Realizing he was buried with the ECHL's Florida Everblades in 2004, he bolted for an opportunity in Europe with the idea of eventually working his way back. Even with five championships in the German league in seven seasons, a comfortable salary and way of life with his family in Berlin, he never lost sight of his goal.

"I think if you look at the big picture, you would've said this wasn't possible," Zepp said. "I believed given the opportunity, I could achieve it. If you wouldn't have known me, you would've said, 'This guy is crazy. What is he doing?' I think the guys who played with me and knew me, they were well aware of my ambitions and goals. A lot of guys just gave up along the way."

Zepp credited coach Sylvain Rodrigue, now a goaltending consultant for the Edmonton Oilers, with changing his style and pushing his game to a new level. The changes weren't always comfortable, but Zepp remained consistent.
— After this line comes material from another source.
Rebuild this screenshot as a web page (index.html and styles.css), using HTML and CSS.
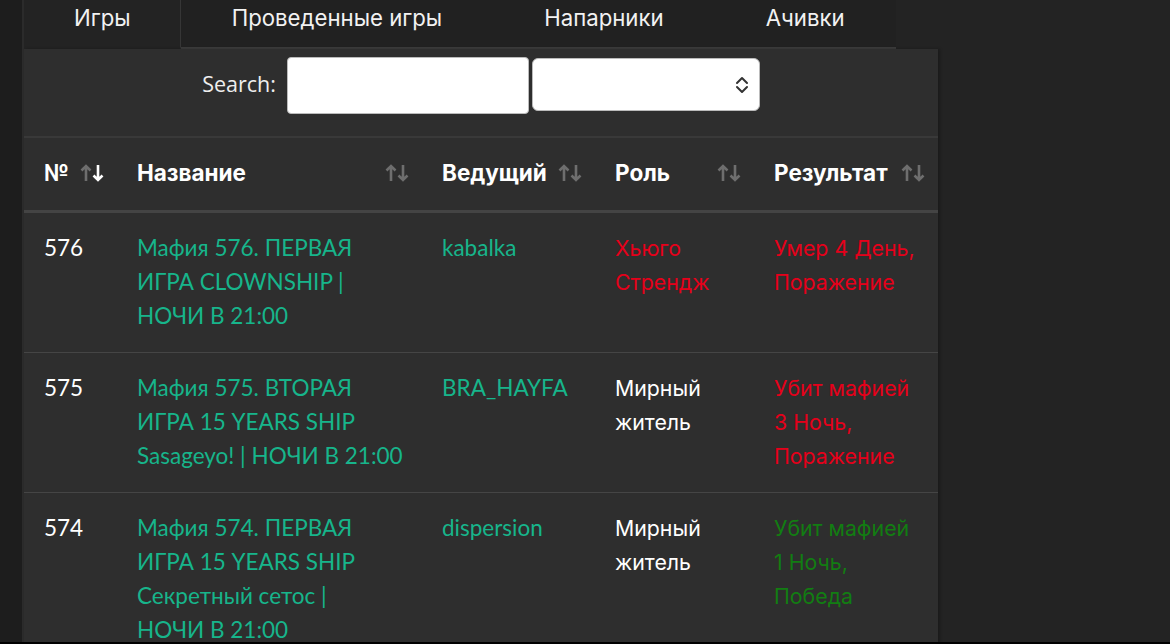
FILE: index.html
```html
<!DOCTYPE html>
<html lang="ru">
<head>
<meta charset="utf-8">
<title>Игры</title>
<link rel="stylesheet" href="styles.css">
</head>
<body>
<div class="layout">
  <aside class="side"></aside>
  <main class="main">
    <nav class="tabs">
      <a class="tab active">Игры</a>
      <a class="tab">Проведенные игры</a>
      <a class="tab">Напарники</a>
      <a class="tab">Ачивки</a>
    </nav>
    <section class="panel">
      <div class="search">
        <label class="search-label">Search:</label>
        <input class="search-input" type="text">
        <div class="select">
          <svg class="chev" width="14" height="20" viewBox="0 0 14 20"><path d="M2 8 L7 3 L12 8 M2 12 L7 17 L12 12" fill="none" stroke="#333" stroke-width="2" stroke-linecap="round" stroke-linejoin="round"/></svg>
        </div>
      </div>
      <table class="grid">
        <colgroup>
          <col class="c1"><col class="c2"><col class="c3"><col class="c4"><col class="c5">
        </colgroup>
        <thead>
          <tr>
            <th><div class="th"><span>№</span><svg class="sort" width="25" height="20" viewBox="0 0 25 20"><path d="M6 18 V3 M1.5 7.5 L6 3 L10.5 7.5" fill="none" stroke="#6e6e6e" stroke-width="2.6"/><path d="M18 2 V17 M13.5 12.5 L18 17 L22.5 12.5" fill="none" stroke="#fff" stroke-width="2.6"/></svg></div></th>
            <th><div class="th"><span>Название</span><svg class="sort" width="25" height="20" viewBox="0 0 25 20"><path d="M6 18 V3 M1.5 7.5 L6 3 L10.5 7.5 M18 2 V17 M13.5 12.5 L18 17 L22.5 12.5" fill="none" stroke="#6e6e6e" stroke-width="2.6"/></svg></div></th>
            <th><div class="th"><span>Ведущий</span><svg class="sort" width="25" height="20" viewBox="0 0 25 20"><path d="M6 18 V3 M1.5 7.5 L6 3 L10.5 7.5 M18 2 V17 M13.5 12.5 L18 17 L22.5 12.5" fill="none" stroke="#6e6e6e" stroke-width="2.6"/></svg></div></th>
            <th><div class="th"><span>Роль</span><svg class="sort" width="25" height="20" viewBox="0 0 25 20"><path d="M6 18 V3 M1.5 7.5 L6 3 L10.5 7.5 M18 2 V17 M13.5 12.5 L18 17 L22.5 12.5" fill="none" stroke="#6e6e6e" stroke-width="2.6"/></svg></div></th>
            <th><div class="th"><span>Результат</span><svg class="sort" width="25" height="20" viewBox="0 0 25 20"><path d="M6 18 V3 M1.5 7.5 L6 3 L10.5 7.5 M18 2 V17 M13.5 12.5 L18 17 L22.5 12.5" fill="none" stroke="#6e6e6e" stroke-width="2.6"/></svg></div></th>
          </tr>
        </thead>
        <tbody>
          <tr>
            <td class="num">576</td>
            <td><a class="link">Мафия 576. ПЕРВАЯ<br>ИГРА CLOWNSHIP |<br>НОЧИ В 21:00</a></td>
            <td><a class="link">kabalka</a></td>
            <td class="sf red">Хьюго<br>Стрендж</td>
            <td class="sf red">Умер 4 День,<br>Поражение</td>
          </tr>
          <tr>
            <td class="num">575</td>
            <td><a class="link">Мафия 575. ВТОРАЯ<br>ИГРА 15 YEARS SHIP<br>Sasageyo! | НОЧИ В 21:00</a></td>
            <td><a class="link">BRA_HAYFA</a></td>
            <td class="sf">Мирный<br>житель</td>
            <td class="sf red">Убит мафией<br>3 Ночь,<br>Поражение</td>
          </tr>
          <tr>
            <td class="num">574</td>
            <td><a class="link">Мафия 574. ПЕРВАЯ<br>ИГРА 15 YEARS SHIP<br>Секретный сетос |<br>НОЧИ В 21:00</a></td>
            <td><a class="link">dispersion</a></td>
            <td class="sf">Мирный<br>житель</td>
            <td class="sf green">Убит мафией<br>1 Ночь,<br>Победа</td>
          </tr>
        </tbody>
      </table>
    </section>
  </main>
</div>
<div class="bottom-line"></div>
</body>
</html>
```
FILE: styles.css
```css
html, body {
  margin: 0;
  padding: 0;
  height: 100%;
  overflow: hidden;
}
body {
  background: #232323;
  color: #fff;
  font-family: Inter, "Noto Sans", sans-serif;
}
.layout {
  display: flex;
  min-height: 100%;
}
.side {
  width: 22px;
  flex: none;
  background: #1d1d1d;
  border-right: 2px solid #2b2b2b;
}
.main {
  width: 914px;
  display: flex;
  flex-direction: column;
}
.tabs {
  display: flex;
  height: 49px;
}
.tab {
  padding: 0 51px;
  font-size: 22.2px;
  color: #f2f2f2;
  line-height: 36px;
  height: 47px;
  border-bottom: 2px solid #3c3c3c;
  background: #212121;
  white-space: nowrap;
}
.tab.active {
  background: #232323;
  border-bottom-color: transparent;
  border-right: 1px solid #363636;
  padding-left: 50px;
  padding-right: 49px;
}
.panel {
  flex: 1;
  background: #2e2e2e;
  box-shadow: 2px 0 3px rgba(0,0,0,0.25);
}
.search {
  display: flex;
  justify-content: center;
  align-items: flex-start;
  padding-top: 8px;
  border-bottom: 2px solid #393939;
  box-sizing: border-box;
  height: 89px;
}
.search-label {
  font-family: "Open Sans", sans-serif;
  font-size: 21.5px;
  color: #eee;
  margin-right: 11px;
  line-height: 54px;
}
.search-input {
  width: 242px;
  height: 57px;
  box-sizing: border-box;
  border: 1px solid #bbb;
  border-radius: 4px;
  background: #fff;
  margin: 0;
  padding: 0;
}
.select {
  width: 228px;
  height: 53px;
  margin-left: 3px;
  margin-top: 1px;
  box-sizing: border-box;
  border: 1px solid #bbb;
  border-radius: 6px;
  background: #fff;
  display: flex;
  align-items: center;
  justify-content: flex-end;
  padding-right: 10px;
}
.grid {
  width: 914px;
  border-collapse: collapse;
  table-layout: fixed;
}
.c1 { width: 93px; }
.c2 { width: 305px; }
.c3 { width: 173px; }
.c4 { width: 159px; }
.c5 { width: 184px; }
th {
  height: 73px;
  padding: 0 12px 2px 20px;
  box-sizing: border-box;
  border-bottom: 3px solid #444;
  text-align: left;
  font-family: Inter, sans-serif;
  font-weight: 700;
  font-size: 22.5px;
  color: #fff;
}
.th {
  display: flex;
  align-items: center;
  justify-content: space-between;
}
.th span { white-space: nowrap; }
.sort { flex: none; margin-top: 0; }
td {
  vertical-align: top;
  padding: 18px 4px 19px 20px;
  font-family: Lato, sans-serif;
  font-size: 22.5px;
  line-height: 34px;
  color: #fff;
  border-bottom: 1px solid #454545;
  white-space: nowrap;
}
.link { color: #17b58b; }
td.sf { font-family: Inter, sans-serif; font-size: 21.3px; }
.red { color: #e6001a; }
.green { color: #127d12; }
.bottom-line {
  position: fixed;
  left: 0;
  right: 0;
  bottom: 0;
  height: 2px;
  background: #000;
}
```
Flyers general manager Ron Hextall acknowledged Zepp was on his radar during his time in Los Angeles. A few other teams were interested then, too, including the Flyers under Paul Holmgren.

"He was on a lot of radars," Hextall said. "I think after you see a guy win five championships, it's time to get him off the radar and on your team."

Zepp said he thinks his sensational debut provides his "previous resumé with that much more credibility," because he did it on a level NHL executives are familiar with. He earned the respect and trust of coach Craig Berube, who said Zepp's "style, quickness and structure in his game" gave the coach confidence.

In case this all never came to pass, Zepp earned a bachelor's degree from the University of Waterloo in Ontario and a master's degree in business administration from the United Kingdom's respected University of Liverpool.

On his entry-level NHL contract with Carolina, he noticed a small clause in the deal that provided an allotment for a few thousand dollars every year for college education.

"I'm not sure how many guys took advantage of it," Zepp said, laughing. "But I saw that and certainly did."

He wrote his master's thesis on "providing a set of guidelines to enhance motivation in teams," not just in the sports world, but also in business. Heading back to the Phantoms, his motivation is clear.

"This is the best hockey in the world. This is why we play," Zepp said. "To get a taste, to maybe have that opportunity to do it on a full-time basis, not that I needed motivation before, but I certainly have. I've been here and done it. You don't build a career on one game. You build a career over time."